Así hicieron también María y José, y no fue fácil: ¡cuántas dificultades
tuvieron que superar! No era una familia artificial, no era una familia irreal.
La familia de Nazaret nos compromete a redescubrir la vocación y la misión de
la familia, de cada familia. Y, como sucedió en esos treinta años en Nazaret,
así puede suceder también para nosotros: convertir en algo normal el amor y no
el odio, convertir en algo común la ayuda mutua, no la indiferencia o la
enemistad.
No es una
casualidad, entonces, que «Nazaret» signifique «Aquella que custodia», como
María, que —dice el Evangelio— «conservaba todas estas cosas en su corazón»

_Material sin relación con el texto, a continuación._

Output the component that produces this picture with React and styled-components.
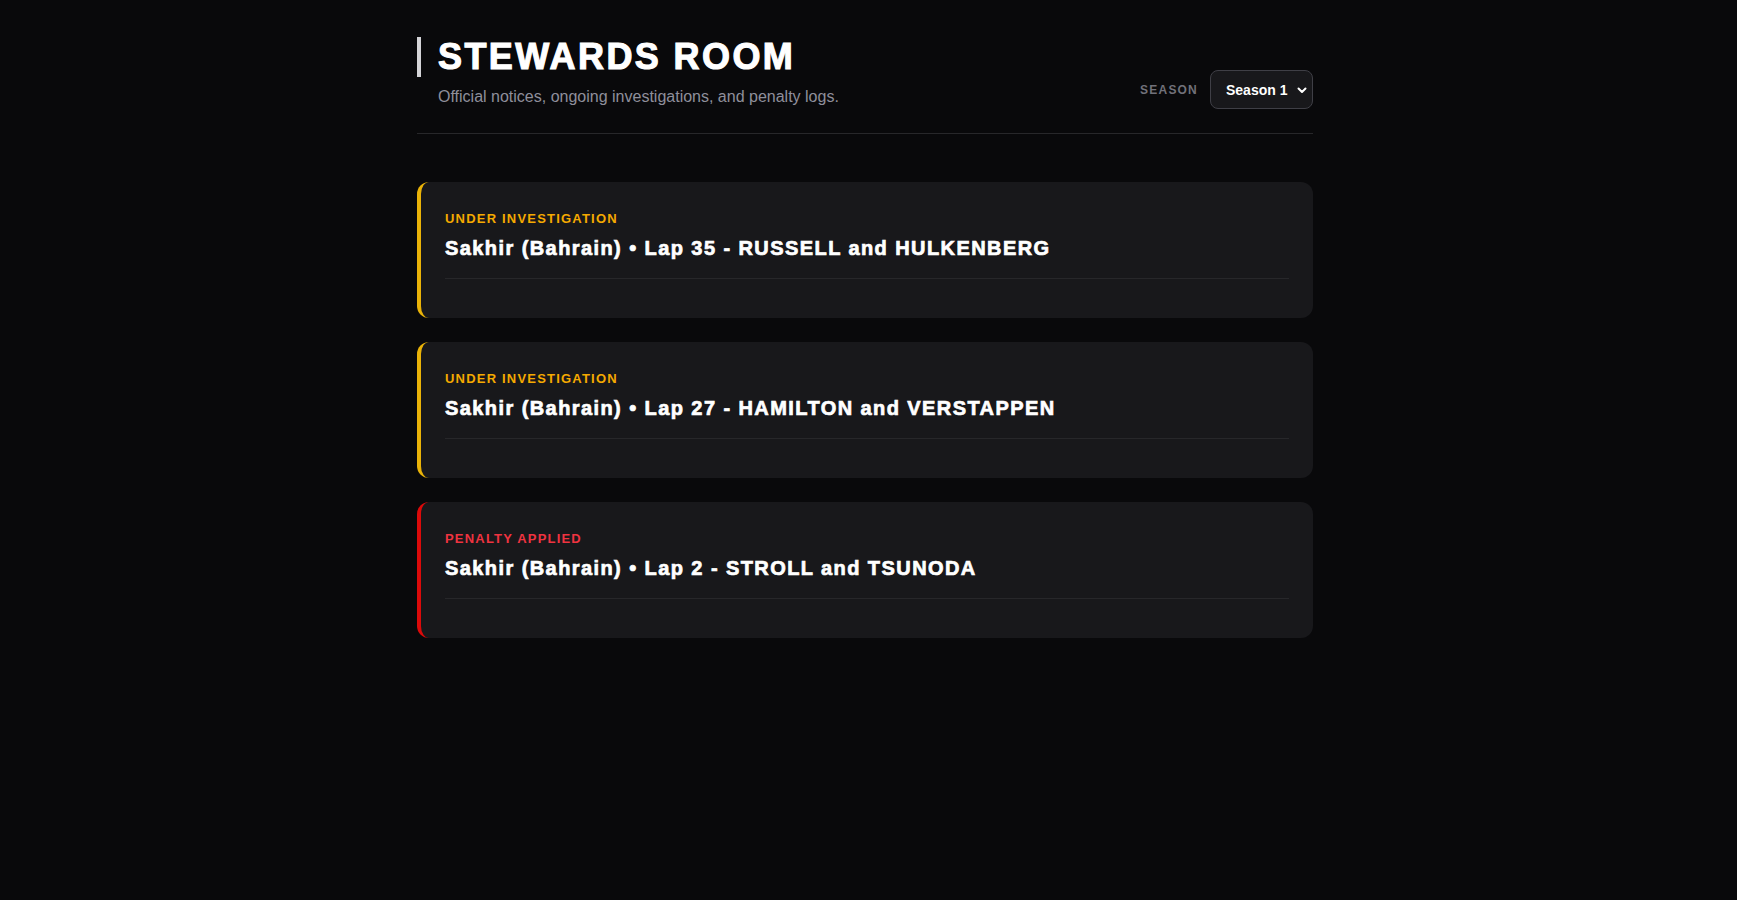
import React from "react";
import styled, { createGlobalStyle } from "styled-components";

const Global = createGlobalStyle`
  html, body { margin: 0; padding: 0; background: #09090b; }
  body { font-family: "Liberation Sans", Arial, sans-serif; color: #fff; color-scheme: dark; }
  * { box-sizing: border-box; }
`;

const Page = styled.div`
  min-height: 100vh;
  background: #09090b;
  padding: 37px 0 40px;
`;

const Container = styled.main`
  width: 896px;
  margin: 0 auto;
  position: relative;
  left: -3.5px;
`;

const Header = styled.header`
  display: flex;
  justify-content: space-between;
  align-items: flex-end;
  padding-bottom: 24px;
  border-bottom: 1px solid #27272a;
  margin-bottom: 48px;
`;

const TitleBlock = styled.div`
  display: flex;
  flex-direction: column;
`;

const Title = styled.h1`
  margin: 0;
  border-left: 4px solid #d4d4d8;
  padding-left: 17px;
  font-size: 36px;
  line-height: 40px;
  font-weight: 900;
  letter-spacing: 2.4px;
  -webkit-text-stroke: 1.1px #fff;
  color: #fff;
  text-transform: uppercase;
`;

const Subtitle = styled.p`
  margin: 8px 0 0 21px;
  font-size: 16px;
  line-height: 24px;
  color: #8f8f9b;
`;

const SeasonControl = styled.div`
  display: flex;
  align-items: center;
  gap: 12px;
`;

const SeasonLabel = styled.label`
  font-size: 12px;
  font-weight: 700;
  letter-spacing: 1.2px;
  color: #71717a;
  text-transform: uppercase;
`;

const SelectWrap = styled.div`
  position: relative;
  display: flex;
`;

const Select = styled.select`
  appearance: none;
  -webkit-appearance: none;
  height: 39px;
  width: 103px;
  padding: 0 18px 0 15px;
  background: #18181b;
  color: #fff;
  border: 1px solid #3f3f46;
  border-radius: 8px;
  font-family: "Liberation Sans", Arial, sans-serif;
  font-size: 14px;
  font-weight: 700;
  outline: none;
  cursor: pointer;
`;

const Chevron = styled.svg`
  position: absolute;
  right: 5px;
  top: 50%;
  width: 12px;
  height: 12px;
  transform: translateY(-50%);
  pointer-events: none;
`;

const List = styled.div`
  display: flex;
  flex-direction: column;
  gap: 24px;
`;

const Card = styled.article`
  background: #18181b;
  border-radius: 12px;
  border-left: 4px solid ${(p) => p.$accent};
  padding: 28px 24px 24px;
`;

const Status = styled.div`
  font-size: 13px;
  line-height: 18px;
  font-weight: 700;
  letter-spacing: 1.2px;
  text-transform: uppercase;
  color: ${(p) => p.$color};
`;

const CardTitle = styled.h2`
  margin: 8px 0 0;
  font-size: 20px;
  line-height: 24px;
  font-weight: 900;
  letter-spacing: 1.42px;
  -webkit-text-stroke: 0.7px #fff;
  color: #fff;
  padding-bottom: 18px;
  border-bottom: 1px solid #27272a;
`;

const CardBody = styled.div`
  margin-top: 15px;
`;

const incidents = [
  { status: "Under Investigation", tone: "yellow", title: "Sakhir (Bahrain) • Lap 35 - RUSSELL and HULKENBERG" },
  { status: "Under Investigation", tone: "yellow", title: "Sakhir (Bahrain) • Lap 27 - HAMILTON and VERSTAPPEN" },
  { status: "Penalty Applied", tone: "red", title: "Sakhir (Bahrain) • Lap 2 - STROLL and TSUNODA" },
];

const tones = {
  yellow: { accent: "#eab308", text: "#f5a900" },
  red: { accent: "#dc0a0a", text: "#ef3340" },
};

export default function App() {
  return (
    <Page>
      <Global />
      <Container>
        <Header>
          <TitleBlock>
            <Title>Stewards Room</Title>
            <Subtitle>Official notices, ongoing investigations, and penalty logs.</Subtitle>
          </TitleBlock>
          <SeasonControl>
            <SeasonLabel htmlFor="season">Season</SeasonLabel>
            <SelectWrap>
              <Select id="season" defaultValue="1">
                <option value="1">Season 1</option>
              </Select>
              <Chevron viewBox="0 0 12 12" fill="none" stroke="#fff" strokeWidth="2" strokeLinecap="round" strokeLinejoin="round">
                <path d="M2.5 4.5 6 8l3.5-3.5" />
              </Chevron>
            </SelectWrap>
          </SeasonControl>
        </Header>
        <List>
          {incidents.map((it, i) => (
            <Card key={i} $accent={tones[it.tone].accent}>
              <Status $color={tones[it.tone].text}>{it.status}</Status>
              <CardTitle>{it.title}</CardTitle>
              <CardBody />
            </Card>
          ))}
        </List>
      </Container>
    </Page>
  );
}
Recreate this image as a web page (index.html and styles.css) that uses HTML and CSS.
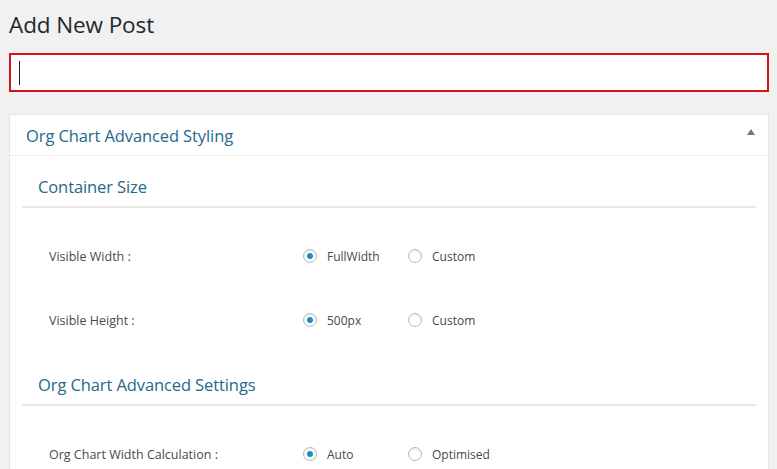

(cf. Lc 2, 19.51). Desde entonces, cada vez que hay una familia que
custodia este misterio, incluso en la periferia del mundo, se realiza el
misterio del Hijo de Dios, el misterio de Jesús que viene a salvarnos, que
viene para salvar al mundo. Y esta es la gran misión de la familia: dejar sitio
a Jesús que viene, acoger a Jesús en la familia, en la persona de los hijos,
del marido, de la esposa, de los abuelos... Jesús está allí. Acogerlo allí,
para que crezca espiritualmente en esa familia. Que el Señor nos dé esta gracia
en estos últimos días antes de la Navidad. Gracias.